EXERCISE OBJECTIVE:
Everything from the line with "Generate a component" through the line with "export default App;", inclusive, should be repeated exactly, except the pictures.

DATASET ENTRIES:
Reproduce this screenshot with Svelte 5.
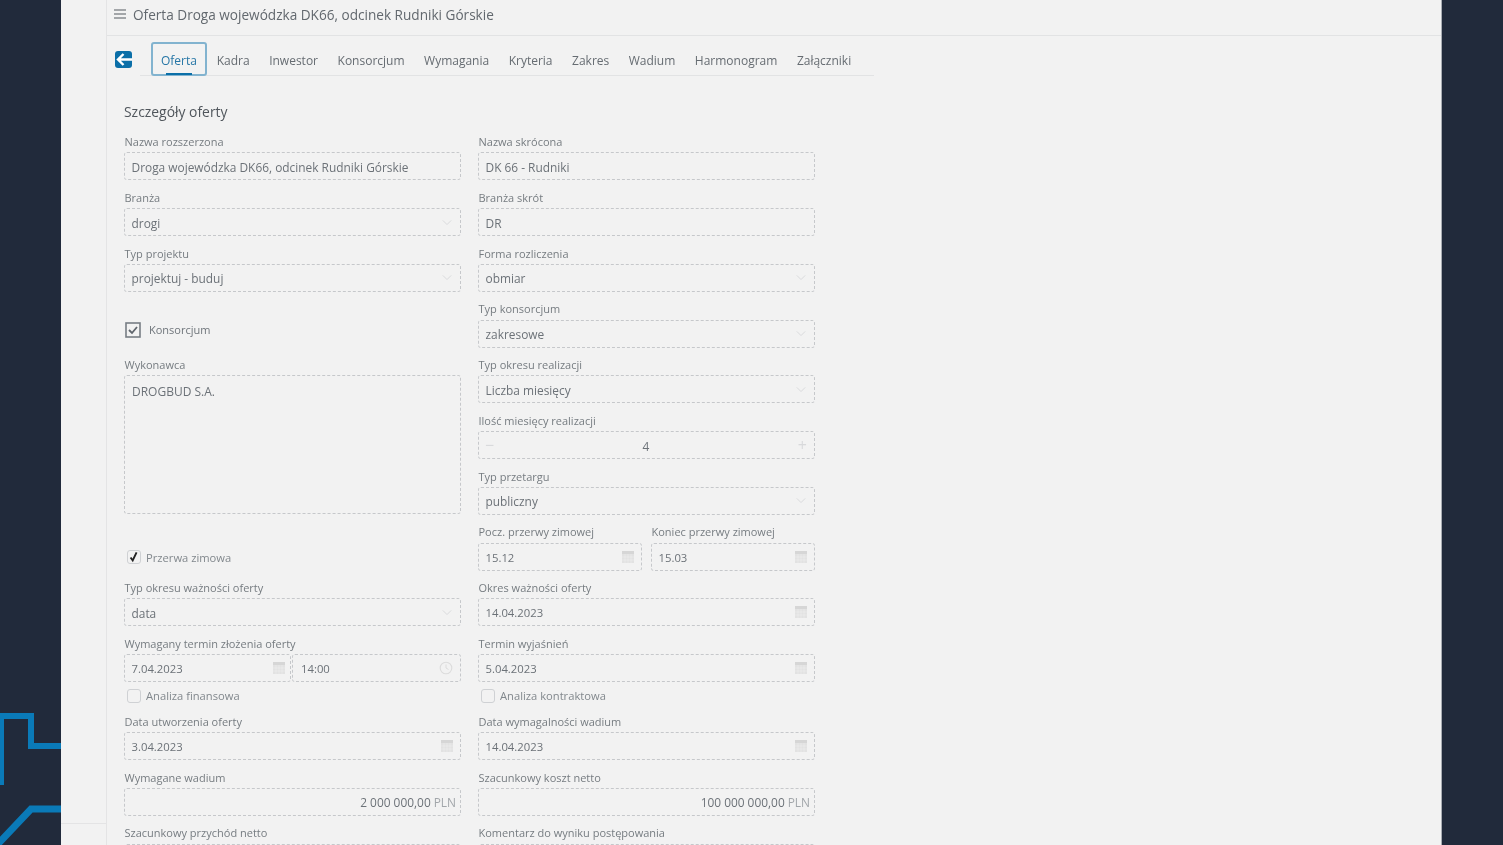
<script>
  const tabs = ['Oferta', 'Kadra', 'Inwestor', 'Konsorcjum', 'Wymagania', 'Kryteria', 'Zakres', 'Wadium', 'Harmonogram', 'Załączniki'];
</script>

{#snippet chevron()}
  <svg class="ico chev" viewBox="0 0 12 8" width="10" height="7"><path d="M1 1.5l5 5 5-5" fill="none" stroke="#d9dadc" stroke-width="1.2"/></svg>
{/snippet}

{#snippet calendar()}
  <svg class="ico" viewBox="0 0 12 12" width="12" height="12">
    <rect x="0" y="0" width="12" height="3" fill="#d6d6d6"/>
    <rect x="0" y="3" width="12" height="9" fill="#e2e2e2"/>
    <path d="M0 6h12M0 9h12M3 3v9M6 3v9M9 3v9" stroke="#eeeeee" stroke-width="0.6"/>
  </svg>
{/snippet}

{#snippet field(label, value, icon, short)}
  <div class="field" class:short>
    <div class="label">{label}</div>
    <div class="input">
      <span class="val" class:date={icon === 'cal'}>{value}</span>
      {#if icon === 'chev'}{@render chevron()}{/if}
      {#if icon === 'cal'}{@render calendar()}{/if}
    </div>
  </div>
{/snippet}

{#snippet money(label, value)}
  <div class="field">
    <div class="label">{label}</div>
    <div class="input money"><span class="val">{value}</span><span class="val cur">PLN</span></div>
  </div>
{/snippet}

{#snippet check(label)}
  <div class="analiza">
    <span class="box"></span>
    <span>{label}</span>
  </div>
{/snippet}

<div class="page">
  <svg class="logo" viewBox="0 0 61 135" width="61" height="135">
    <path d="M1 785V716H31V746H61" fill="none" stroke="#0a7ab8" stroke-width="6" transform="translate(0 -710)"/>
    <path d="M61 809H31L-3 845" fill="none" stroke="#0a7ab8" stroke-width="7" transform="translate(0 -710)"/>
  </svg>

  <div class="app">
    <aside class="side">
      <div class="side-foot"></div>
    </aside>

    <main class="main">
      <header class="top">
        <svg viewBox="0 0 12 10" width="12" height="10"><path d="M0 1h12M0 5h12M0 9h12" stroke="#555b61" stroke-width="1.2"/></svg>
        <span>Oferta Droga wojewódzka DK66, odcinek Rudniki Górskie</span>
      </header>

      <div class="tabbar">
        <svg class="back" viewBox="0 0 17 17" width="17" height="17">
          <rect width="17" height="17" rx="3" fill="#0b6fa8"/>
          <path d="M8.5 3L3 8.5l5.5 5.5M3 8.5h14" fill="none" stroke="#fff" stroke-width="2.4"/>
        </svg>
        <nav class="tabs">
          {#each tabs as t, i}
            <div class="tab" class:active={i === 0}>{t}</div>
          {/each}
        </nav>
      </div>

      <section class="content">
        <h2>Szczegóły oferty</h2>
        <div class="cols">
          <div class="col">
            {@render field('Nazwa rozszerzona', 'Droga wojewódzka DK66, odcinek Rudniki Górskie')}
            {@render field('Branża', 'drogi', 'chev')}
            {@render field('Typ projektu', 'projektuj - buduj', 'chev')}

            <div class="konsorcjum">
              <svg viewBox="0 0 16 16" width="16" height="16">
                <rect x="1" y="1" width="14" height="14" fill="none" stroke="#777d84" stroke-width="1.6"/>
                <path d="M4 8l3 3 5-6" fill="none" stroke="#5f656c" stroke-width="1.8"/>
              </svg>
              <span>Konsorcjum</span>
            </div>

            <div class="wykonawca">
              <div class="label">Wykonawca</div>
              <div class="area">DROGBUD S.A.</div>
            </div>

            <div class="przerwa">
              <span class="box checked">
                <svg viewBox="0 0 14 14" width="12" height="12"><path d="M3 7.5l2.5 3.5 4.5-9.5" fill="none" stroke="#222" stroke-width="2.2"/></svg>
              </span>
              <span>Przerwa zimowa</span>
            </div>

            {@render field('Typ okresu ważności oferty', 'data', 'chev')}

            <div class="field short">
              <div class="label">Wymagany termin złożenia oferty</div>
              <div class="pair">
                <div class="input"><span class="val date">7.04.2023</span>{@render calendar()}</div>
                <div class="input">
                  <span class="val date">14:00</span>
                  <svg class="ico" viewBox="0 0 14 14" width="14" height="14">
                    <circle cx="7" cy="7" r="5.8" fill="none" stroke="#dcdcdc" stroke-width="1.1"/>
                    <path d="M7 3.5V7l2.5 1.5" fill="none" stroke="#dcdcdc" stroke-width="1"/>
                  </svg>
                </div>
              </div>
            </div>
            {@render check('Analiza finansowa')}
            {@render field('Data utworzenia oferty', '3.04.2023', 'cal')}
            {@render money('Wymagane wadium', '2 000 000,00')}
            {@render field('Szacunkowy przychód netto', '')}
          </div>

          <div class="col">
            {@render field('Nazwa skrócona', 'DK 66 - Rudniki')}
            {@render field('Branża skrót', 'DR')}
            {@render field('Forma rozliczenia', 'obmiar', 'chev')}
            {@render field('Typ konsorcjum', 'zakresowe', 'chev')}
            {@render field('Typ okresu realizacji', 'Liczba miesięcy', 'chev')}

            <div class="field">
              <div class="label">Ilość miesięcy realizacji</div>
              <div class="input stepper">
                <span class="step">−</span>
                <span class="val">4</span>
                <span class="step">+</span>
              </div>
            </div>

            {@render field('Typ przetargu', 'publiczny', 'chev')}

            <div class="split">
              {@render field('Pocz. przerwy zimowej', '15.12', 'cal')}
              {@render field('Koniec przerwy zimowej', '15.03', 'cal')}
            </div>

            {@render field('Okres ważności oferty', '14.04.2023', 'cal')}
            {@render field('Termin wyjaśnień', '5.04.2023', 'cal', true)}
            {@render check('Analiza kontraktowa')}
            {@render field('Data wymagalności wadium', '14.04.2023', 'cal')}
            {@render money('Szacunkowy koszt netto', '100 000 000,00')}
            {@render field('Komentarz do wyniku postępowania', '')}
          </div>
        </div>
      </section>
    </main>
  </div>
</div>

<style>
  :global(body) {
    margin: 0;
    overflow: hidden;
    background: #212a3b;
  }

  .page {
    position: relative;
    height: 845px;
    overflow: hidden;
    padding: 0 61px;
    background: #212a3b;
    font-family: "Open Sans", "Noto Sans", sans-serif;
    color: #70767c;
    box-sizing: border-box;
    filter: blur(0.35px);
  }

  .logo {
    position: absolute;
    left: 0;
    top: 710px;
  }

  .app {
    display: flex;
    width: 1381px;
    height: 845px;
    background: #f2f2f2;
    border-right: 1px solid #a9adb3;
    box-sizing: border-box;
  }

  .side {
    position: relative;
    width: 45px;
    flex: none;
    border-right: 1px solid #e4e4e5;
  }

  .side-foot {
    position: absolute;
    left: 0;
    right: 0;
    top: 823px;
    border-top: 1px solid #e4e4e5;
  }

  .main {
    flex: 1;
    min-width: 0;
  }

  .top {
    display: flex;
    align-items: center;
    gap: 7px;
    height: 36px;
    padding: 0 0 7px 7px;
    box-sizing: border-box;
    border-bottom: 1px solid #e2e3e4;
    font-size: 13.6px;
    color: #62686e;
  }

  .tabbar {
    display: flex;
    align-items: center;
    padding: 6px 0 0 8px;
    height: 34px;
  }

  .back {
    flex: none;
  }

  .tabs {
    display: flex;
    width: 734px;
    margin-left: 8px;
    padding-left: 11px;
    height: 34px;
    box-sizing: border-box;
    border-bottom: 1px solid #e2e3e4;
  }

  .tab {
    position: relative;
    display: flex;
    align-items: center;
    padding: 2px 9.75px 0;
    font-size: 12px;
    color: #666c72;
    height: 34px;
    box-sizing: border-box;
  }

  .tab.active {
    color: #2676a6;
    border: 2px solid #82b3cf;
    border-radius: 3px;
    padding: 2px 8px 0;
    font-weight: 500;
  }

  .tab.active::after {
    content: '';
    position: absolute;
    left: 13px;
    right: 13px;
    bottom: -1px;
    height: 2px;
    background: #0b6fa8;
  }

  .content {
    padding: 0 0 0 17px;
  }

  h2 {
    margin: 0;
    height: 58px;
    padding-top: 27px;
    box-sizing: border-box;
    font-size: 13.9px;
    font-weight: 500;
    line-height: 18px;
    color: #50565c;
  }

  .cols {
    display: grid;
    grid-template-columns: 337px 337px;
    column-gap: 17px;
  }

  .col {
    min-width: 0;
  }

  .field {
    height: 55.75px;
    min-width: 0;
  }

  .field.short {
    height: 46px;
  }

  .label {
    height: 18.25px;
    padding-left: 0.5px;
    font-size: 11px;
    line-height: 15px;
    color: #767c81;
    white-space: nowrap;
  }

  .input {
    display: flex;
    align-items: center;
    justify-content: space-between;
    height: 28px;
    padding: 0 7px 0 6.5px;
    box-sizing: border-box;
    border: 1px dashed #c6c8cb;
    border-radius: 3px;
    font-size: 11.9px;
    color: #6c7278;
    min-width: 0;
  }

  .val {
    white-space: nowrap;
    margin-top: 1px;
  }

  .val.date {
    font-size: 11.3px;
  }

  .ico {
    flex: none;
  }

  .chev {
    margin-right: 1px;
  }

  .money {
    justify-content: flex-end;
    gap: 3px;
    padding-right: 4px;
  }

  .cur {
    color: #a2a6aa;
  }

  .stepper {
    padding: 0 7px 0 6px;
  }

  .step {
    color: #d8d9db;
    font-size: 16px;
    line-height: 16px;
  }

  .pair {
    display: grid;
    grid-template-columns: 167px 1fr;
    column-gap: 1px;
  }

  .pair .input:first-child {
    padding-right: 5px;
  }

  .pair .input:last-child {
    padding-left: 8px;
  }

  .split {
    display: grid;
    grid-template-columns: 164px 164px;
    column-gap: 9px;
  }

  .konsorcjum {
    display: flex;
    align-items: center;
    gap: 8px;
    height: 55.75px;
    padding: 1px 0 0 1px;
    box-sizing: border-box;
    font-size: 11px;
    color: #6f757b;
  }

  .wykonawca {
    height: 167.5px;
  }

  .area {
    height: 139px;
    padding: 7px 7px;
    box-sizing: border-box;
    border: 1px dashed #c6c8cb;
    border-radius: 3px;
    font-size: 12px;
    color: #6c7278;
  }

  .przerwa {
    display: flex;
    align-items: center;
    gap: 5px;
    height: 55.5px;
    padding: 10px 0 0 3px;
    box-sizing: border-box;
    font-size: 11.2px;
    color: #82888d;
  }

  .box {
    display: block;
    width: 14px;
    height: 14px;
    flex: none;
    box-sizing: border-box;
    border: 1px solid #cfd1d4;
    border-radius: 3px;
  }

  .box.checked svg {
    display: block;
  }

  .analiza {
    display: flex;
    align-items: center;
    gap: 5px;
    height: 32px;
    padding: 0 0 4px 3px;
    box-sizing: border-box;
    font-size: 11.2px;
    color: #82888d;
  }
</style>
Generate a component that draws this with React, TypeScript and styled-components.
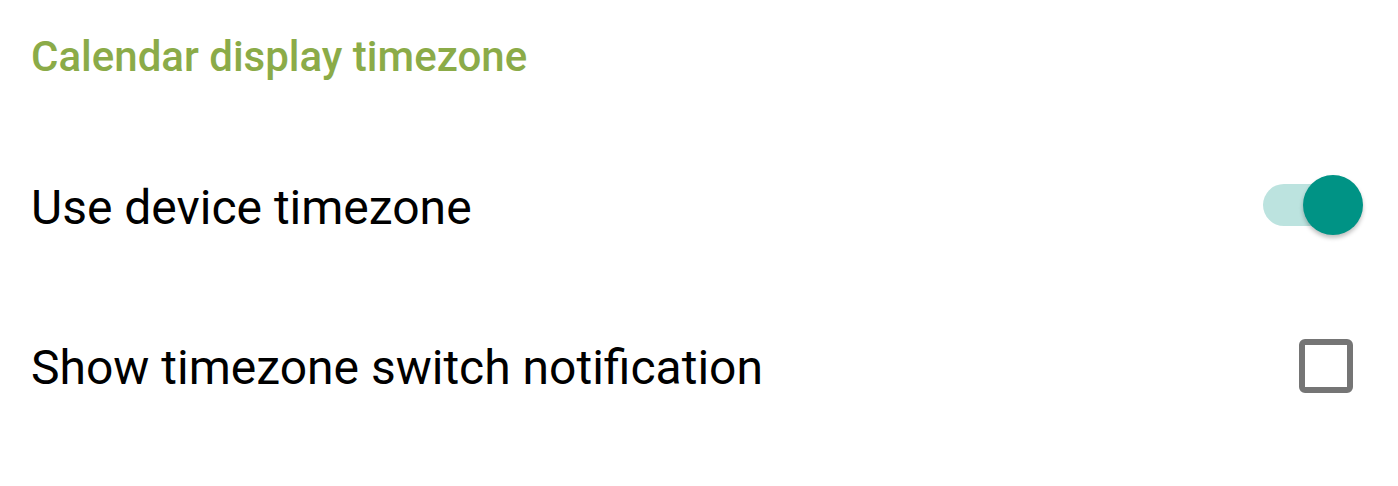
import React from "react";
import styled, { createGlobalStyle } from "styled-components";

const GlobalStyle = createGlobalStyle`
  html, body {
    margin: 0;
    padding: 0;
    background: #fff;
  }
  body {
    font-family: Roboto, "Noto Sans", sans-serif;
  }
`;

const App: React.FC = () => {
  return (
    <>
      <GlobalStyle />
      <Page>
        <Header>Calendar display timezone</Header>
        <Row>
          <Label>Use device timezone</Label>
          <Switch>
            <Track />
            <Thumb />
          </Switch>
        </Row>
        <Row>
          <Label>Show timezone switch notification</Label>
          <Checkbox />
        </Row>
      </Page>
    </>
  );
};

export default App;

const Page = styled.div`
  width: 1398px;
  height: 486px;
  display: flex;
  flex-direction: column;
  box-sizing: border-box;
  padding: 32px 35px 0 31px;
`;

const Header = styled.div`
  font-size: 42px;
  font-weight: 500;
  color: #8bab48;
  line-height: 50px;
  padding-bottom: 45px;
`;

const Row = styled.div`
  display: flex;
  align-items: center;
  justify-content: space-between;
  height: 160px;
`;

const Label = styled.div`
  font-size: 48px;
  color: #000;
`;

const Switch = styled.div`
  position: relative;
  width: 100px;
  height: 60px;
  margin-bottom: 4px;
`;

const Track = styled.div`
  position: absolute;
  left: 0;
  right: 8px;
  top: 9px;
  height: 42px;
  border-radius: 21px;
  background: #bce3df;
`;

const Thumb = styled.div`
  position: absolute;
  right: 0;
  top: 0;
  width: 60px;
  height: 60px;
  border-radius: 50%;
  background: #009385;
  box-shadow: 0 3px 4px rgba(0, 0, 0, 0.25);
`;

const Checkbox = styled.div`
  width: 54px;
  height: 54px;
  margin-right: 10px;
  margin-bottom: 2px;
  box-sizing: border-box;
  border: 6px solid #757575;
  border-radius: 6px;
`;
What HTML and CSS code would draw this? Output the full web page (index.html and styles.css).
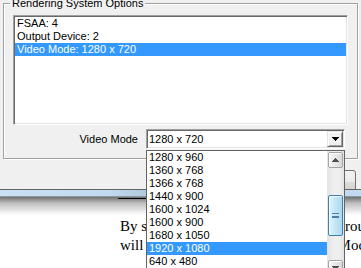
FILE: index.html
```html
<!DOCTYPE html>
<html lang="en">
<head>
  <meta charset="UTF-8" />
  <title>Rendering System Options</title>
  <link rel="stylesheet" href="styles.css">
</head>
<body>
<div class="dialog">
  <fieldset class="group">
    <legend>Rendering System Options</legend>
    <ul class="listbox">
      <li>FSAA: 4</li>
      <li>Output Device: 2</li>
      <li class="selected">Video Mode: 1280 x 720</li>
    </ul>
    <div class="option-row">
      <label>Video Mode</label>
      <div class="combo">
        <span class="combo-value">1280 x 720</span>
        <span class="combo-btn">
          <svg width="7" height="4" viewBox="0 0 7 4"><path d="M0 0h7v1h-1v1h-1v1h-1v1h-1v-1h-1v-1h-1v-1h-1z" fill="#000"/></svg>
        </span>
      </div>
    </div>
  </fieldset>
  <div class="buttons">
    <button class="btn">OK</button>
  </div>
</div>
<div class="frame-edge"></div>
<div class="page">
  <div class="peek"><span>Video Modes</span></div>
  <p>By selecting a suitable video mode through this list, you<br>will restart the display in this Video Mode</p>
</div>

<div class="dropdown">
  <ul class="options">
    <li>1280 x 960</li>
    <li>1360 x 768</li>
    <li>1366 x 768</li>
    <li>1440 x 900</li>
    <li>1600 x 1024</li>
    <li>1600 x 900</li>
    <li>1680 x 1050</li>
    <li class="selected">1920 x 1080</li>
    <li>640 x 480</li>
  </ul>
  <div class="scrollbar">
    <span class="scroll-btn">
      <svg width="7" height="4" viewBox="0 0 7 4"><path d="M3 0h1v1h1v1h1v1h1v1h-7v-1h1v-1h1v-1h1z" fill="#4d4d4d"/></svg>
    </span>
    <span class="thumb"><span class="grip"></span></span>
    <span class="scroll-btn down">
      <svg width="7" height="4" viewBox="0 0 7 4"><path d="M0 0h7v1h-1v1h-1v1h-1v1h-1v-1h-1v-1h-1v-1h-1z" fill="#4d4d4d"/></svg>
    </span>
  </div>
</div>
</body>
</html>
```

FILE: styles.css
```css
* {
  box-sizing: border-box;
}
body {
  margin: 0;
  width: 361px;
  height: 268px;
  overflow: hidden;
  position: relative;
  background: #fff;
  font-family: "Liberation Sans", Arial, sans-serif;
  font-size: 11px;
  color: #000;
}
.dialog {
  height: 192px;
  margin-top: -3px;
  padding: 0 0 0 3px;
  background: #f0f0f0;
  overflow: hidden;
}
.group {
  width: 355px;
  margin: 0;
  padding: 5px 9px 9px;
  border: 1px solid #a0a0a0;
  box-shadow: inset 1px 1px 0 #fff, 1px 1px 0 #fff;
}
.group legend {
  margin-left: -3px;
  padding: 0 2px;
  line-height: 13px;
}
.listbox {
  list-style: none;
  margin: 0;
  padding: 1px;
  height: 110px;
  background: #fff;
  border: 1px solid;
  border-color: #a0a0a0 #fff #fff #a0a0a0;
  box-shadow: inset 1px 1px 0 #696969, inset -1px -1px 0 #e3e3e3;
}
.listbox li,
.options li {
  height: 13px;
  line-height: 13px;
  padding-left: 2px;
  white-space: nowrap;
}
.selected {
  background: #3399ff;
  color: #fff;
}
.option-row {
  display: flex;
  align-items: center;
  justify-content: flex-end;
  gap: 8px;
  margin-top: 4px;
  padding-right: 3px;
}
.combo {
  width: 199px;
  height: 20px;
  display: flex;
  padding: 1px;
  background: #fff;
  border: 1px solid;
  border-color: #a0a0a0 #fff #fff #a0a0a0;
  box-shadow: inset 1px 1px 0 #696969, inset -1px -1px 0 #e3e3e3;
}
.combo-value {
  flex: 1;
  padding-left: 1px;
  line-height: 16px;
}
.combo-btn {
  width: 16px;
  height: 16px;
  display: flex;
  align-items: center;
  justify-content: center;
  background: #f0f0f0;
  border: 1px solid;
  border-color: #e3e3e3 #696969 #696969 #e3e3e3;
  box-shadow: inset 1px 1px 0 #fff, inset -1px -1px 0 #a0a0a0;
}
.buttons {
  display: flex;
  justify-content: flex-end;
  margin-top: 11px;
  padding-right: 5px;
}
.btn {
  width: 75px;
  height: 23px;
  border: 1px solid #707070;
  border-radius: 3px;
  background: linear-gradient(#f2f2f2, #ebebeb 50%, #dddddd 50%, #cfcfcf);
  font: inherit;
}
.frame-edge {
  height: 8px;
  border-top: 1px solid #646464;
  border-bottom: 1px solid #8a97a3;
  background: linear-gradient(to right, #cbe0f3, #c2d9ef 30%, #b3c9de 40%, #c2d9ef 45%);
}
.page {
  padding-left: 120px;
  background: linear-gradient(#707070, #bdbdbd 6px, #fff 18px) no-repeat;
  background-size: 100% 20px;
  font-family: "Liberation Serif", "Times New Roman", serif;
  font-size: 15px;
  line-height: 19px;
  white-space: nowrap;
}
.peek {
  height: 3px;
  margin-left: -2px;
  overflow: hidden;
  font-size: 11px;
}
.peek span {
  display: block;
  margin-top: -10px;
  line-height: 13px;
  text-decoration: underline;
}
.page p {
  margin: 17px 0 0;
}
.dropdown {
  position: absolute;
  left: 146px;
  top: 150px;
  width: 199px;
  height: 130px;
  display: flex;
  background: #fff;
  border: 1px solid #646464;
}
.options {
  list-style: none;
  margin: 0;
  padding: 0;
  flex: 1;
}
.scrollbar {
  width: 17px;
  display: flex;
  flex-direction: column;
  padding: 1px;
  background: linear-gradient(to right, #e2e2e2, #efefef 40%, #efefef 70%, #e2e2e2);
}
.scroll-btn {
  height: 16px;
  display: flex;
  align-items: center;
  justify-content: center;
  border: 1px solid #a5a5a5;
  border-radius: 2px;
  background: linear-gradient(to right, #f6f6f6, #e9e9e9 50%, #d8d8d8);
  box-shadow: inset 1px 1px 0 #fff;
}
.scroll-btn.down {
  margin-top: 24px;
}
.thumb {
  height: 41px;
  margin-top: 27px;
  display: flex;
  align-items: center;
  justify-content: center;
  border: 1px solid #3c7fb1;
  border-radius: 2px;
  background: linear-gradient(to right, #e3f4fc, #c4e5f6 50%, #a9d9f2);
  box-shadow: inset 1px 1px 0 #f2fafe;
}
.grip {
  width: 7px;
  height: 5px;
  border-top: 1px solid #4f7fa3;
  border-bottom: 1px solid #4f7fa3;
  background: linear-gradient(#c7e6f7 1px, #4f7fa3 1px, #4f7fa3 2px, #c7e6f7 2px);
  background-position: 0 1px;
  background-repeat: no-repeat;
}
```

SOLUTION TO THIS PROBLEM:
Generate a component that draws this with React, TypeScript and styled-components.
import React from "react";
import styled, { createGlobalStyle } from "styled-components";

const GlobalStyle = createGlobalStyle`
  html, body {
    margin: 0;
    padding: 0;
    background: #fff;
  }
  body {
    font-family: Roboto, "Noto Sans", sans-serif;
  }
`;

const App: React.FC = () => {
  return (
    <>
      <GlobalStyle />
      <Page>
        <Header>Calendar display timezone</Header>
        <Row>
          <Label>Use device timezone</Label>
          <Switch>
            <Track />
            <Thumb />
          </Switch>
        </Row>
        <Row>
          <Label>Show timezone switch notification</Label>
          <Checkbox />
        </Row>
      </Page>
    </>
  );
};

export default App;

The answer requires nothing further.